Sudbury received its first look at a long-awaited report on the health of the city’s lakes at a meeting Thursday night — but it wasn't as specific as some were hoping.
“I was waiting for a lot more than we heard tonight,” said Lin Gibson, co-chair of the lake advisory panel, who was commenting on the Hutchinson Report.
The report was commissioned over two years ago, at a cost of $93,000, to determine phosphorous levels in Sudbury lakes — and predict how much more lakefront development they can stand.
The report didn’t get that specific, but Gibson said the message she gets is that many lakes are in danger.
"About 160 lakes overall … are sort of on the edge,” she said.
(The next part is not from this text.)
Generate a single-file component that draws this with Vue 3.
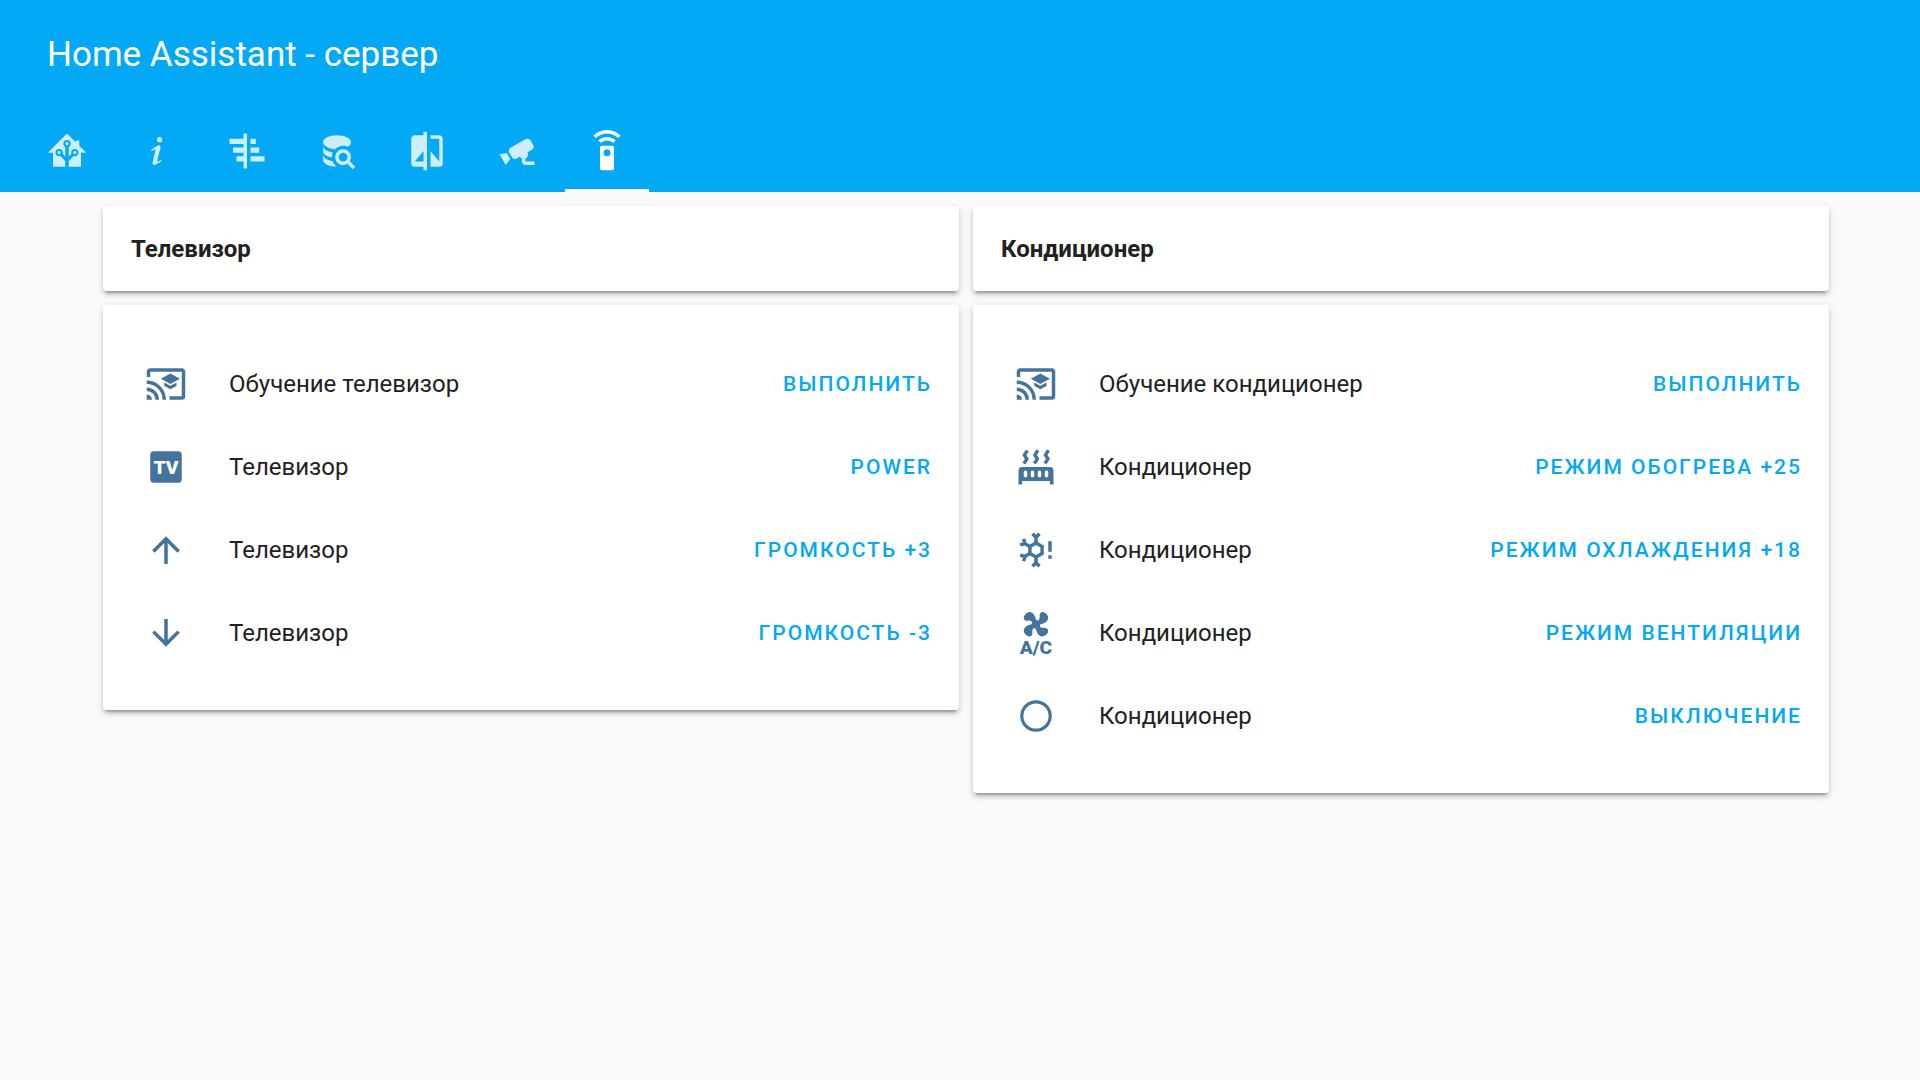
<script setup>
import { ref } from 'vue'

const icons = {
  home: 'M21.8,13H20V21H13V17.67L15.79,14.88L16.5,15C17.66,15 18.6,14.06 18.6,12.9C18.6,11.74 17.66,10.8 16.5,10.8A2.1,2.1 0 0,0 14.4,12.9L14.5,13.61L13,15.13V9.65C13.66,9.29 14.1,8.6 14.1,7.8A2.1,2.1 0 0,0 12,5.7A2.1,2.1 0 0,0 9.9,7.8C9.9,8.6 10.34,9.29 11,9.65V15.13L9.5,13.61L9.6,12.9A2.1,2.1 0 0,0 7.5,10.8A2.1,2.1 0 0,0 5.4,12.9A2.1,2.1 0 0,0 7.5,15L8.21,14.88L11,17.67V21H4V13H2.25C1.83,13 1.42,13 1.42,12.79C1.43,12.57 1.85,12.15 2.28,11.72L11,3C11.33,2.67 11.67,2.33 12,2.33C12.33,2.33 12.67,2.67 13,3L17,7V6H19V9L21.78,11.78C22.18,12.18 22.59,12.59 22.6,12.8C22.6,13 22.2,13 21.8,13M7.5,12A0.9,0.9 0 0,1 8.4,12.9A0.9,0.9 0 0,1 7.5,13.8A0.9,0.9 0 0,1 6.6,12.9A0.9,0.9 0 0,1 7.5,12M16.5,12C17,12 17.4,12.4 17.4,12.9C17.4,13.4 17,13.8 16.5,13.8A0.9,0.9 0 0,1 15.6,12.9A0.9,0.9 0 0,1 16.5,12M12,6.9C12.5,6.9 12.9,7.3 12.9,7.8C12.9,8.3 12.5,8.7 12,8.7C11.5,8.7 11.1,8.3 11.1,7.8C11.1,7.3 11.5,6.9 12,6.9Z',
  info: 'M13.5,4A1.5,1.5 0 0,0 12,5.5A1.5,1.5 0 0,0 13.5,7A1.5,1.5 0 0,0 15,5.5A1.5,1.5 0 0,0 13.5,4M13.14,8.77C11.95,8.87 8.7,11.46 8.7,11.46C8.5,11.61 8.56,11.6 8.72,11.88C8.88,12.15 8.86,12.17 9.05,12.04C9.25,11.91 9.58,11.7 10.13,11.36C12.25,10 10.47,13.14 9.56,18.43C9.2,21.05 11.56,19.7 12.17,19.3C12.77,18.91 14.38,17.8 14.54,17.69C14.76,17.54 14.6,17.42 14.43,17.17C14.31,17 14.19,17.12 14.19,17.12C13.54,17.55 12.35,18.45 12.19,17.88C12,17.31 13.22,13.4 13.89,10.71C14,10.07 14.3,8.67 13.14,8.77Z',
  gantt: 'M2,5H10V2H12V22H10V18H6V15H10V13H4V10H10V8H2V5M14,5H17V8H14V5M14,10H19V13H14V10M14,15H22V18H14V15Z',
  database: 'M18.68,12.32C16.92,10.56 14.07,10.57 12.32,12.33C10.56,14.09 10.56,16.94 12.32,18.69C13.81,20.17 16.11,20.43 17.89,19.32L21,22.39L22.39,21L19.3,17.89C20.43,16.12 20.17,13.8 18.68,12.32M17.27,17.27C16.29,18.25 14.71,18.24 13.73,17.27C12.76,16.29 12.76,14.71 13.74,13.73C14.71,12.76 16.29,12.76 17.27,13.73C18.24,14.71 18.24,16.29 17.27,17.27M10.9,20.1C10.25,19.44 9.74,18.65 9.42,17.78C6.27,17.25 4,15.76 4,14V17C4,19.21 7.58,21 12,21V21C11.6,20.74 11.23,20.44 10.9,20.1M4,9V12C4,13.68 6.07,15.12 9,15.7C9,15.63 9,15.57 9,15.5C9,14.57 9.2,13.65 9.58,12.81C6.34,12.3 4,10.79 4,9M12,3C7.58,3 4,4.79 4,7C4,9 7,10.68 10.85,11H10.9C12.1,9.74 13.76,9 15.5,9C16.41,9 17.31,9.19 18.14,9.56C19.17,9.09 19.87,8.12 20,7C20,4.79 16.42,3 12,3Z',
  compare: 'M19,3H14V5H19V18L14,12V21H19A2,2 0 0,0 21,19V5C21,3.89 20.1,3 19,3M10,18H5L10,12M10,3H5C3.89,3 3,3.89 3,5V19A2,2 0 0,0 5,21H10V23H12V1H10V3Z',
  cctv: 'M18.15,4.94C17.77,4.91 17.37,5 17,5.2L8.35,10.2C7.39,10.76 7.07,12 7.62,12.94L9.12,15.53C9.67,16.5 10.89,16.82 11.85,16.27L13.65,15.23C13.92,15.69 14.32,16.06 14.81,16.27V18.04C14.81,19.13 15.7,20 16.81,20H22V18.04H16.81V16.27C17.72,15.87 18.31,14.97 18.31,14C18.31,13.54 18.19,13.11 17.97,12.73L20.5,11.27C21.47,10.71 21.8,9.5 21.24,8.53L19.74,5.94C19.4,5.34 18.79,5 18.15,4.94M6.22,13.17L2,13.87L2.75,15.17L4.75,18.63L5.5,19.93L8.22,16.63L6.22,13.17Z',
  remote: 'M12,0C8.96,0 6.21,1.23 4.22,3.22L5.63,4.63C7.26,3 9.5,2 12,2C14.5,2 16.74,3 18.36,4.64L19.77,3.23C17.79,1.23 15.04,0 12,0M7.05,6.05L8.46,7.46C9.37,6.56 10.62,6 12,6C13.38,6 14.63,6.56 15.54,7.46L16.95,6.05C15.68,4.78 13.93,4 12,4C10.07,4 8.32,4.78 7.05,6.05M12,15A2,2 0 0,1 10,13A2,2 0 0,1 12,11A2,2 0 0,1 14,13A2,2 0 0,1 12,15M15,9H9A1,1 0 0,0 8,10V22A1,1 0 0,0 9,23H15A1,1 0 0,0 16,22V10A1,1 0 0,0 15,9Z',
  cast: 'M21,3H3C1.89,3 1,3.89 1,5V8H3V5H21V19H14V21H21A2,2 0 0,0 23,19V5C23,3.89 22.1,3 21,3M1,10V12A9,9 0 0,1 10,21H12C12,14.92 7.07,10 1,10M1,14V16A5,5 0 0,1 6,21H8A7,7 0 0,0 1,14M1,18V21H4A3,3 0 0,0 1,18M11,11.09V13.09L14.5,15L18,13.09V11.09L14.5,13L11,11.09M14.5,6L9,9L14.5,12L20,9L14.5,6Z',
  tv: 'M5,3H19A2,2 0 0,1 21,5V19A2,2 0 0,1 19,21H5A2,2 0 0,1 3,19V5A2,2 0 0,1 5,3Z',
  up: 'M13,20H11V8L5.5,13.5L4.08,12.08L12,4.16L19.92,12.08L18.5,13.5L13,8V20Z',
  down: 'M11,4H13V16L18.5,10.5L19.92,11.92L12,19.84L4.08,11.92L5.5,10.5L11,16V4Z',
  radiator: 'M7.95,3L6.53,5.19L7.95,7.4H7.94L5.95,10.5L4.22,9.6L5.64,7.39L4.22,5.19L6.22,2.09L7.95,3M13.95,2.89L12.53,5.1L13.95,7.3L13.94,7.31L11.95,10.4L10.22,9.5L11.64,7.3L10.22,5.1L12.22,2L13.95,2.89M20,2.89L18.56,5.1L20,7.3V7.31L18,10.4L16.25,9.5L17.67,7.3L16.25,5.1L18.25,2L20,2.89M2,22V14A2,2 0 0,1 4,12H20A2,2 0 0,1 22,14V22H20V20H4V22H2M6,14A1,1 0 0,0 5,15V17A1,1 0 0,0 7,17V15A1,1 0 0,0 6,14M10,14A1,1 0 0,0 9,15V17A1,1 0 0,0 11,17V15A1,1 0 0,0 10,14M14,14A1,1 0 0,0 13,15V17A1,1 0 0,0 15,17V15A1,1 0 0,0 14,14M18,14A1,1 0 0,0 17,15V17A1,1 0 0,0 19,17V15A1,1 0 0,0 18,14Z',
  snowflake: 'M16.46,9.41L15.45,8.82L13,7.38V5.12L14.71,3.41L13.29,2L12,3.29L10.71,2L9.29,3.41L11,5.12V7.38L8.5,8.82L6.5,7.69L5.92,5.36L4,5.88L4.47,7.65L2.7,8.12L3.22,10.05L5.55,9.43L7.55,10.56V13.45L5.55,14.58L3.22,13.96L2.7,15.89L4.47,16.36L4,18.12L5.93,18.64L6.55,16.31L8.55,15.18L11,16.62V18.88L9.29,20.59L10.71,22L12,20.71L13.29,22L14.7,20.59L13,18.88V16.62L15.5,15.17L16.46,14.6V9.41M9.5,10.56L12,9.11L14.5,10.56V13.44L12,14.89L9.5,13.44V10.56M19,7H21V13H19V7M19,15H21V17H19V15Z',
  fan: 'M6.59,0.66C8.93,-1.15 11.47,1.06 12.04,4.5C12.47,4.5 12.89,4.62 13.27,4.84C13.79,4.24 14.25,3.42 14.07,2.5C13.65,0.35 16.06,-1.39 18.35,1.58C20.16,3.92 17.95,6.46 14.5,7.03C14.5,7.46 14.39,7.89 14.16,8.27C14.76,8.78 15.58,9.24 16.5,9.06C18.63,8.64 20.38,11.04 17.41,13.34C15.07,15.15 12.53,12.94 11.96,9.5C11.53,9.5 11.11,9.37 10.74,9.15C10.22,9.75 9.75,10.58 9.93,11.5C10.35,13.64 7.94,15.39 5.65,12.42C3.83,10.07 6.05,7.53 9.5,6.97C9.5,6.54 9.63,6.12 9.85,5.74C9.25,5.23 8.43,4.76 7.5,4.94C5.37,5.36 3.62,2.96 6.59,0.66Z',
  circle: 'M12,3A9,9 0 1,0 12,21A9,9 0 1,0 12,3M12,4.8A7.2,7.2 0 1,1 12,19.2A7.2,7.2 0 1,1 12,4.8Z'
}

const tabs = [
  { icon: 'home', label: 'Дом' },
  { icon: 'info', label: 'Информация' },
  { icon: 'gantt', label: 'Графики' },
  { icon: 'database', label: 'База данных' },
  { icon: 'compare', label: 'Сравнение' },
  { icon: 'cctv', label: 'Камеры' },
  { icon: 'remote', label: 'Пульт' }
]
const active = ref('remote')

const columns = [
  {
    title: 'Телевизор',
    rows: [
      { icon: 'cast', name: 'Обучение телевизор', action: 'Выполнить' },
      { icon: 'tv', name: 'Телевизор', action: 'Power' },
      { icon: 'up', name: 'Телевизор', action: 'Громкость +3' },
      { icon: 'down', name: 'Телевизор', action: 'Громкость -3' }
    ]
  },
  {
    title: 'Кондиционер',
    rows: [
      { icon: 'cast', name: 'Обучение кондиционер', action: 'Выполнить' },
      { icon: 'radiator', name: 'Кондиционер', action: 'Режим обогрева +25' },
      { icon: 'snowflake', name: 'Кондиционер', action: 'Режим охлаждения +18' },
      { icon: 'fan', name: 'Кондиционер', action: 'Режим вентиляции' },
      { icon: 'circle', name: 'Кондиционер', action: 'Выключение' }
    ]
  }
]
</script>

<template>
  <div class="app">
    <header class="header">
      <h1 class="header-title">Home Assistant - сервер</h1>
      <nav class="tabs" role="tablist">
        <button
          v-for="tab in tabs"
          :key="tab.icon"
          class="tab"
          :class="{ active: tab.icon === active }"
          type="button"
          role="tab"
          :aria-label="tab.label"
          :aria-selected="tab.icon === active"
          @click="active = tab.icon"
        >
          <svg class="icon" viewBox="0 0 24 24" aria-hidden="true"><path :d="icons[tab.icon]" /></svg>
        </button>
      </nav>
    </header>

    <main class="view">
      <section v-for="column in columns" :key="column.title" class="column">
        <div class="card heading">
          <h2 class="heading-text">{{ column.title }}</h2>
        </div>
        <ul class="card entities">
          <li v-for="(row, i) in column.rows" :key="i" class="entity">
            <svg class="icon" viewBox="0 0 24 24" aria-hidden="true">
              <path :d="icons[row.icon]" fill-rule="evenodd" />
              <text v-if="row.icon === 'tv'" class="tv-label" x="12" y="16" text-anchor="middle">TV</text>
              <text v-if="row.icon === 'fan'" class="ac-label" x="12" y="24" text-anchor="middle">A/C</text>
            </svg>
            <span class="name">{{ row.name }}</span>
            <button class="action" type="button">{{ row.action }}</button>
          </li>
        </ul>
      </section>
    </main>
  </div>
</template>

<style>
body {
  margin: 0;
  background: #fafafa;
}
</style>

<style scoped>
.app {
  color: #212121;
  font-family: Roboto, "Noto Sans", sans-serif;
  font-size: 24px;
}

.header {
  background: #03a9f4;
  color: #fff;
}

.header-title {
  margin: 0;
  padding: 2px 47px 0;
  font-size: 35px;
  font-weight: 400;
  line-height: 106px;
}

.tabs {
  display: flex;
  gap: 6px;
  padding: 0 25px;
}

.tab {
  display: flex;
  align-items: center;
  justify-content: center;
  box-sizing: border-box;
  width: 84px;
  height: 84px;
  padding: 5px 0 0;
  border: 0;
  border-bottom: 3px solid transparent;
  background: none;
  color: rgba(255, 255, 255, 0.8);
  cursor: pointer;
}

.tab.active {
  border-bottom-color: #fff;
  color: #fff;
}

.icon {
  flex: none;
  width: 42px;
  height: 42px;
  overflow: visible;
  fill: currentColor;
}

.view {
  display: flex;
  align-items: flex-start;
  gap: 14px;
  padding: 14px 91px 14px 103px;
}

.column {
  display: flex;
  flex: 1;
  flex-direction: column;
  gap: 14px;
  min-width: 0;
}

.card {
  border-radius: 4px;
  background: #fff;
  box-shadow:
    0 4px 4px 0 rgba(0, 0, 0, 0.14),
    0 2px 9px 0 rgba(0, 0, 0, 0.12),
    0 5px 2px -3px rgba(0, 0, 0, 0.2);
}

.heading {
  padding: 2px 28px 0;
}

.heading-text {
  margin: 0;
  font-size: 24px;
  font-weight: 700;
  line-height: 83px;
}

.entities {
  margin: 0;
  padding: 37px 27px 36px 28px;
  list-style: none;
}

.entity {
  display: flex;
  align-items: center;
  height: 83px;
  padding-left: 14px;
}

.entity .icon {
  color: #44739e;
}

.name {
  flex: 1;
  margin-left: 42px;
}

.action {
  padding: 0;
  border: 0;
  background: none;
  color: #03a9f4;
  font-family: inherit;
  font-size: 21px;
  font-weight: 500;
  letter-spacing: 2px;
  text-transform: uppercase;
  cursor: pointer;
}

.tv-label {
  fill: #fff;
  font-size: 11px;
  font-weight: 900;
}

.ac-label {
  font-size: 11px;
  font-weight: 900;
}
</style>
Report goes public next month
The report's author, Neil Hutchinson, said the science just isn't there to set development caps for each of the 300-some lakes in his study.
But he said that doesn't mean the report can't help Greater Sudbury plan for the future.
"You might want to have stricter development controls, even if you can't say 129 cottages is too much and 128 is OK."
Hutchinson's report will lay out the current phosphorous levels in Sudbury lakes, but he said won't show where unpredictable blue-green algae blooms will show up next.
"They're very clever little beasts,” he noted.
Some good news in the Hutchinson Report is that no Sudbury lakes are seeing an increase in phosphorous levels. And the amount of the algae-causing element has actually dropped in 12 area lakes, including Ramsey, MacFarlane and Vermillion.
The full report, including specific information on each lake, will be released to the public next month.
Greater Sudbury's Environmental Planning manager Stephen Monet said the report will help staff draft new policies.
He noted there are many steps that can be taken towards protecting water in the so-called city of lakes.
"What we would like to get to eventually — and that's eventually with a capital ‘E’ ... is lake-specific watershed plans. But you can imagine the time that will take,” he said.